Tabloid money: "Spain is not a country, it's a crime scene"

Last week I was confronted by an "incredible, amazing, awful and shocking spectacle", says Jeremy Clarkson in The Sun. I went to an airport in Spain, about 70 miles from Madrid. There were trolleys and scanners and luggage carousels, but no people. "Not one. And no planes either This massive airport was built at a cost of €1.1 billion. It opened in 2009 and went bust three months later."

In April last year, it closed for good. But what is incredible is that anyone "with half a brain" could have seen the failure coming, because the airport "is in the middle of nowhere, with nothing but deserted hills for miles in every direction You just know what happened though, really. You paid your taxes to Mr Brown. He gave them to the EU. The EU gave them to Spain, which spent them on idiotic projects that could only ever benefit the get-rich-quick property spivs and their mates in local politics.
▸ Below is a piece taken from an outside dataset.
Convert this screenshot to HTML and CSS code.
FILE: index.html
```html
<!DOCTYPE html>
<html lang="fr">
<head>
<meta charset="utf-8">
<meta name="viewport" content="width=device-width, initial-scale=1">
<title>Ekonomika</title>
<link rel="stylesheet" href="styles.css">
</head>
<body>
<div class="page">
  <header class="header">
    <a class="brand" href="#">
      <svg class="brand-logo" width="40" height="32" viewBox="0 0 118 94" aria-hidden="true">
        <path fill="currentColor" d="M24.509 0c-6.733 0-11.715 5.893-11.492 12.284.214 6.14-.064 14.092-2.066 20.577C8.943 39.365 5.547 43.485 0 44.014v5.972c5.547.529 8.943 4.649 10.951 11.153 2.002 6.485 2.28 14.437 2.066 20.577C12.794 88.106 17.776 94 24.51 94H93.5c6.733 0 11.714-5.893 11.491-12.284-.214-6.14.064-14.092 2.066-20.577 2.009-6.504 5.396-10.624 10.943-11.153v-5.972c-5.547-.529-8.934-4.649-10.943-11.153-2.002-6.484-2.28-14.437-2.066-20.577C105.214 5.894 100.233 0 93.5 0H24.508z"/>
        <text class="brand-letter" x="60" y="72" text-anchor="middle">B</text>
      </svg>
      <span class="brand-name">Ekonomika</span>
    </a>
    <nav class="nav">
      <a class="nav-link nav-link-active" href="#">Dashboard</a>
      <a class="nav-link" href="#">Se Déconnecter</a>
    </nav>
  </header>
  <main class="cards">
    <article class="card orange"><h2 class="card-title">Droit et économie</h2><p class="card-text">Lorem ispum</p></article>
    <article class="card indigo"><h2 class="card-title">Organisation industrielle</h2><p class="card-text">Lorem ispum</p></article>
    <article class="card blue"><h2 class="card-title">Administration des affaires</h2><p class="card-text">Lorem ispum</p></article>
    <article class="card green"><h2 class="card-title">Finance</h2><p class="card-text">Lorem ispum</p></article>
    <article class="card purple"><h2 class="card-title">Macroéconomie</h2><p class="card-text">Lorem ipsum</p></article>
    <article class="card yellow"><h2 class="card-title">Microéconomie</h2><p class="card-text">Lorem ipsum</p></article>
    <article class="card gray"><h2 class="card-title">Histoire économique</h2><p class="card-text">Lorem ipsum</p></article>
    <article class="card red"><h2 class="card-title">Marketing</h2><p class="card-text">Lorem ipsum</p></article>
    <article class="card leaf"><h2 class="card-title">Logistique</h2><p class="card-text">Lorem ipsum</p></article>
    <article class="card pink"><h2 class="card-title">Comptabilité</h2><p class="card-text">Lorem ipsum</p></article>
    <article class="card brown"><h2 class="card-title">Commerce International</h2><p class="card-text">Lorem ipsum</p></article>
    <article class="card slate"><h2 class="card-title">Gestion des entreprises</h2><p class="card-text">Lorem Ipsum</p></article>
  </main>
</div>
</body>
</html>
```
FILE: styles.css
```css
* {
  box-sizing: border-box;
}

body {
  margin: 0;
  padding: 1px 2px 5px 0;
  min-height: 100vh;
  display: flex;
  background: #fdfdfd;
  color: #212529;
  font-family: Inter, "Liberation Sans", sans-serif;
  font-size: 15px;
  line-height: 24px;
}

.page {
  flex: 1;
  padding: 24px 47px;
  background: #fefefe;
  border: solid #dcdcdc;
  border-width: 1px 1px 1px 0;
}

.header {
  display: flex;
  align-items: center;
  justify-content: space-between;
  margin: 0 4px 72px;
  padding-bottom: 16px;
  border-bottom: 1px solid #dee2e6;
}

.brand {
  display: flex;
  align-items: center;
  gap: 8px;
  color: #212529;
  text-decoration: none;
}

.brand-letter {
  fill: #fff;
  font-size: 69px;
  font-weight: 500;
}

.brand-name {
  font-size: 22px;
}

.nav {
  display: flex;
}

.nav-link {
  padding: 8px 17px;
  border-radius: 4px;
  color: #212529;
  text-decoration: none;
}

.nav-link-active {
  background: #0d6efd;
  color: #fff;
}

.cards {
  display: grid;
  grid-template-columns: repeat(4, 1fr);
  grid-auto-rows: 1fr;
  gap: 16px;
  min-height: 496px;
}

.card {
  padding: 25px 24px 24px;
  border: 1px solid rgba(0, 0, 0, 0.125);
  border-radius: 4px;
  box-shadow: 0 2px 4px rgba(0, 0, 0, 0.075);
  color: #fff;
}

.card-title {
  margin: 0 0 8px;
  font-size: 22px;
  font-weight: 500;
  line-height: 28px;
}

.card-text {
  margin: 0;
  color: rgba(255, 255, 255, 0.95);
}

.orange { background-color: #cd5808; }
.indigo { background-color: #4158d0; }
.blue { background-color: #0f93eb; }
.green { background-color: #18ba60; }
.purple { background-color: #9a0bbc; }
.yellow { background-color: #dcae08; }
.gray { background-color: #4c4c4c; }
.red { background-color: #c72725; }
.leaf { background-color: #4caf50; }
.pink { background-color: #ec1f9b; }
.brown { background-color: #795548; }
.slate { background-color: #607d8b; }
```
"It's not just a solitary airport either. There are whole towns with no one living in them. I went to a brand new school that had just four pupils. I drove on motorways where I saw no other car. I found one with goats grazing in the central reservation. It's said that today there are between 700,000 and 1.6 million new flats and houses for sale. Flats and houses that simply were not necessary. This then is not a country. It is a crime scene How many of the world's problems could have been solved with the money Spain's leaders have wasted?"

"The staggering bill for the eight-year battle to boot out Abu Qatada highlights the idiocy of not taking swift action on foreign terror suspects," says The Sun. "The legal fees total £1.7m. And they're just the start. Qatada's prison stays have cost hundreds of thousands. Monitoring him costs £100,000 a week. Then, of course, there's his £25,000 a year in benefits. Our mistake was abiding by every letter of the Human Rights Act... If we'd been as quick as France in sticking hate preachers on the first plane, we'd have been rid of him a decade ago. For the price of an air fare."